Теперь же оказалось, что он не жил по-настоящему. Он воздерживался от женитьбы и от всего остального. Много лет он стремился к искуплению. Ему казалось, что Кастилия, и только Кастилия, преобразит не только наступающее, но и ушедшее. Кастилия была видением, Граалем, кульминацией мечты, которая наконец позволит ему успокоиться, сказать: «Все, довольно. Наконец-то и я чего-то стою».
Теперь Кастилия все дальше уплывала от него. В этом году они туда не отправятся. А когда? Через год? Что, если он так и не доберется туда?
А если доберется?
«Ты все равно останешься Бруэном… Может быть, потом тебе будет уже все равно».
Ему казалось, что он хочет вернуть честь своей фамилии. На самом деле он хотел ее отменить. Вычеркнуть из истории, особенно из своей. Потом он представлял, что женщина посмотрит на него и увидит достойного рыцаря, который заслуживает ее восхищения, и не только.
Ее любви.
Вот чего он ждал!
Он потянулся за белым шелковым шарфом, который дала ему Валери. Он уже получил кое-что драгоценное – любовь. Если бы только вовремя понял!
Встречный ветер Ла-Манша развевал концы шарфа. Он снова посмотрел на берег. На лошадях они преодолели бы такое расстояние уже давно; на кораблях им приходилось идти против ветра. Они не успеют в Ла-Рошель вовремя. Он уже все понял, пусть даже этого еще не понял король.
Сунув подарок жены в нагрудный мешочек, он улыбнулся. А если они так и не попадут в Кастилию – что тогда?
Что ж, подумал он, удивив самого себя, некогда жил священник, который так и не удостоился нормальных похорон.
Валери приехала в Замок плачущих ветров только в середине сентября. Управляющий удивился тому, что снова увидел ее, и тем не менее приветствовал ее как хозяйку замка. Он кланялся и слушался ее, даже когда она давала указания насчет того, как выращивать бобы.
Более того, Валери показалось, что он испытал облегчение оттого, что мог разделить с кем-то свое бремя.
Ах, как бы все могло измениться, если бы Валери и ее муж в самом деле относились ко всему одинаково!

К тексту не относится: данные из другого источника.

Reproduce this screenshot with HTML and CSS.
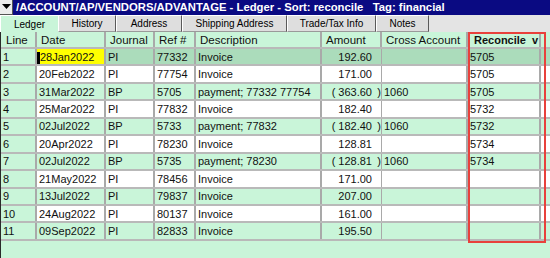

По крайней мере, внешне она оставалась его женой, а значит, и хозяйкой и этого замка, и окружающих его угодий.
Осенью она обычно сажала розы, но у нее не было черенков, и она никак не могла начать все сначала. Если она не занималась делами усадьбы, она бродила по парку, изучала землю, свет, слушала завывание ветра.
Но, зная, что лежало в земле у южной стены, она не заходила на тот участок, а если случайно ее взгляд падал на него, она молча крестилась. В те недели она начала понимать, почему ее муж так стремился покинуть эти места.
Она удивилась и обрадовалась, случайно наткнувшись на мушмулу. Конечно, это не ее любимая айва, но дерево из того же семейства. Может быть, это знак? Даже здесь могут расти разные растения, незнакомые цветы. Как и в Кастилии… Она должна проститься с землей своего детства. Она должна набраться храбрости и оставить свой дом позади, в то время как он должен набраться храбрости и вернуться к себе.
Она считала дни до тех пор, когда можно будет собирать побуревшие плоды. Октябрь? Ноябрь?
Вернется ли к тому времени Гил?
Шли недели, а с моря не было вестей. Высадились ли они с победой? Прошли ли по Франции, восстанавливая славу Англии? Или их корабли тоже подожгли, и они погибли под водой?
В отсутствие новостей она искала утешения в ритмах земли, в обычных работах на плодородных участках, которые она размечала для посадок, надеясь, что здесь весной, как всегда, зародится новая жизнь.
И мечтала, что Гил тоже сюда вернется.
Много недель король Эдуард не терял надежды, ожидая, что ветер все же переменится, но к середине октября флот не продвинулся дальше от порта отправления, чем можно было проделать верхом на ло шади.
Приближалась зима. Военный сезон уже заканчивался.
Король, проклиная французов, отказался от своих планов. Корабли вернулись в Сандвич. Тысячи удрученных воинов, в том числе Гил и Дени, высадились на берег.
Однако Ланкастер по-прежнему говорил о войне, новых планах и обо всем, что необходимо сделать до весны, когда можно будет снова плыть во Францию.
– Мы вернемся во Францию и пройдем по ней, как раньше! Если бы к брату вернулось здоровье, он бы тоже присоединился к нам в битве.
Он произносил свои слова как заклинание. Гил подозревал: ни стареющий король, ни его болезненный старший сын уже не сумеют повести войска в бой. Должно быть, то же самое понимал и Ланкастер, даже если не произносил такие вещи вслух.